Llegamos a Tenerife. No sé cómo, pero sí transparentes unos, blancos como el papel otros, y los menos dispuestos a lo que fuera con tal de celebrar el éxito de haber salido indemnes del peligroso viaje. Habíamos vencido al primer contratiempo, pero aún nos esperaba otro.
Los numerosos alumnos que debíamos someternos al examen de inglés fuimos divididos en dos grupos. Al primero le tocó la obra de Dickens; al segundo, en el que me encontraba yo, un texto –en inglés, por supuesto– en donde se narraba la convalecencia de Enrique VIII tras haberse partido una pierna. ¡Quién le mandaría meterse donde no lo llamaban! En su jardín, el monarca inglés se deleitaba en enumerar las mil y una plantas que lo rodeaban.
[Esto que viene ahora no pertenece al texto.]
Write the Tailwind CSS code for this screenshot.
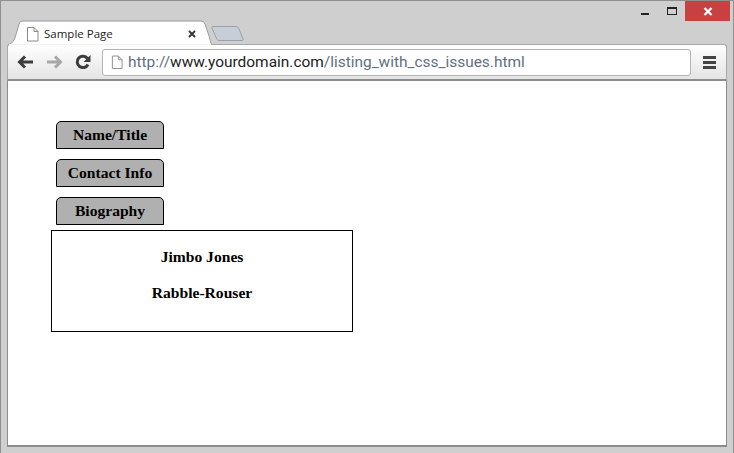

Y yo, claro, me perdí en medio de tan tupida vegetación, logrando como único resultado un sonoro suspenso plantado en la mejor de las macetas.
En aquel momento maldije y sin razón la obra de Dickens, cosa de la que luego me arrepentiría muchas veces; y maldije, también, aquella travesía a bordo del Vicente Puchol, al que deseé lo peor de lo peor que pudiera pasarle. Por eso mi espanto al verano siguiente cuando leí que había embarrancado cerca de la playa de las Galletas. A pesar de todo, ¡un merecido tortazo para un impresentable medio de transporte de la época!